Despite not having bin Laden's stature, Zarqawi may yet wind up having at least as powerful an impact on the fate of nations. He viewed Iraq as a base for destabilizing countries in the Middle East, and had already begun exporting terrorism from Iraq last November, when his operatives blew up three American-owned hotels in Jordan.

Moreover, because of Zarqawi's success in exploiting anger among Sunnis over losing their long domination of Iraq, the threat of a broader conflict between Islam's two largest sects now hangs over a broad swath of the world.

As such, fears are growing of unrest in countries like Saudi Arabia, whose Shiite minority is concentrated in the Eastern Province, where the largest oil fields are; Bahrain, which has a Sunni monarchy and Shiite minority; Lebanon, with its civil war still fresh in memory; and Pakistan, which has been plagued by violence for decades. Should the sectarian conflict in Iraq worsen, Sunni neighbors like Turkey and Saudi Arabia could soon be facing off against Shiite Iran. Farther afield, Zarqawi had been rapidly building a network that has raised the anxieties of intelligence and law enforcement officials in Europe and elsewhere. This adds more complexity to the situation for those who were trying to cope with the new breed of so-called self-starter terrorists, like those responsible for the bombings in London last year and in Madrid the year before.

According to the U.S. National Counterterrorism Center, Zarqawi's operatives are at work in 40 countries and linked with 24 extremist organizations. At a terrorism trial in Germany last autumn, a judge declared that "Zarqawi should also be sitting on the defendants' bench." In Afghanistan, local intelligence experts believe that Zarqawi was responsible for dispatching operatives to increase the violence against the government and NATO forces.

The decapitation of the Zarqawi network may indeed diminish its effectiveness, but we should not get our hopes too high: No one expected that anyone would equal or surpass Osama bin Laden as a terrorist leader, so it would be folly to predict that there won't be another of Zarqawi's stature.

"The evil that men do lives after them," said Shakespeare's Mark Antony, and Abu Musab al-Zarqawi left more than his share. The most important lesson of his reign of terror was the mirror it held up to our misunderstandings of the jihadist threat.
Top military intelligence officials knew he was in Iraq and traveling around the country before the United States invasion, but they did not fully recognize that he was preparing for an insurgency. The Bush administration found it more useful to point to Zarqawi as a link between the regime of Saddam Hussein and Al Qaeda, which, at the time, he was not. It has been reported that twice the administration passed on the opportunity to attack his camp in the Kurdish area of Iraq, evidently believing that it would detract from the more important goal of toppling Saddam.

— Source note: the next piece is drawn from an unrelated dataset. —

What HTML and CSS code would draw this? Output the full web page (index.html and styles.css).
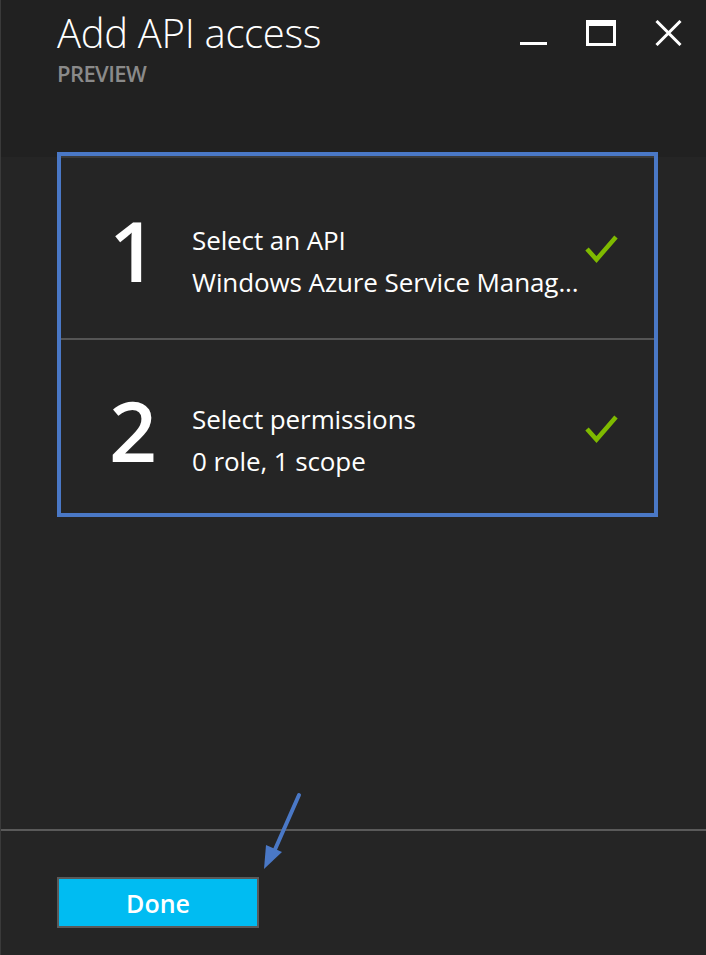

By the time the administration recognized Zarqawi's importance, his network was well ensconced and growing. At this point, the Americans decided to portray him as the linchpin of a small cadre of foreigners in Iraq. But the jihadist threat had morphed again, with the rise of the self-starters and the attacks abroad. With the arrest this week of 17 conspirators in Toronto, we should all realize how global the war is.

Yet both the U.S. government and the American press make the recurring mistake of thinking that at any one point there is a pure type of the jihadist terrorist - be it the hierarchical Qaeda, the Iraqi insurgents under Zarqawi, the self-starters in London. The reality is much messier.

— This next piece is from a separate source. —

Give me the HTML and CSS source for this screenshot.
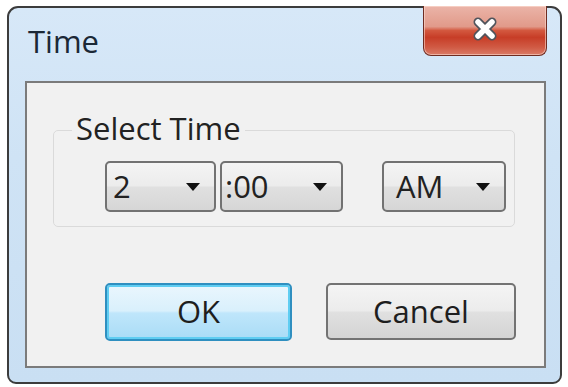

Spanish officials have hinted that there was a Zarqawi link to the Madrid bombings; some of the London bombers had traveled to Pakistan for training; and there is evidence that some of the Toronto suspects had links to others linked to Zarqawi.

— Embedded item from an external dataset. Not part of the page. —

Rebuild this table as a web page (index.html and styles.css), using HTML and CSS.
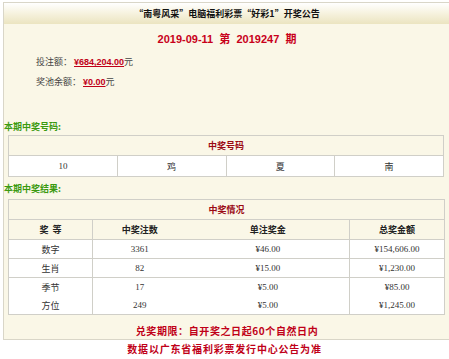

The jihadists comprise a social movement, not just a cluster of terrorist organizations, and they are totally opportunistic and endlessly plastic in how they accommodate to circumstances. They thrive on our preconceptions and our instinctive determination to come up with rigid schematizations, and we will get the better of them only when our thinking is as flexible and innovative as theirs.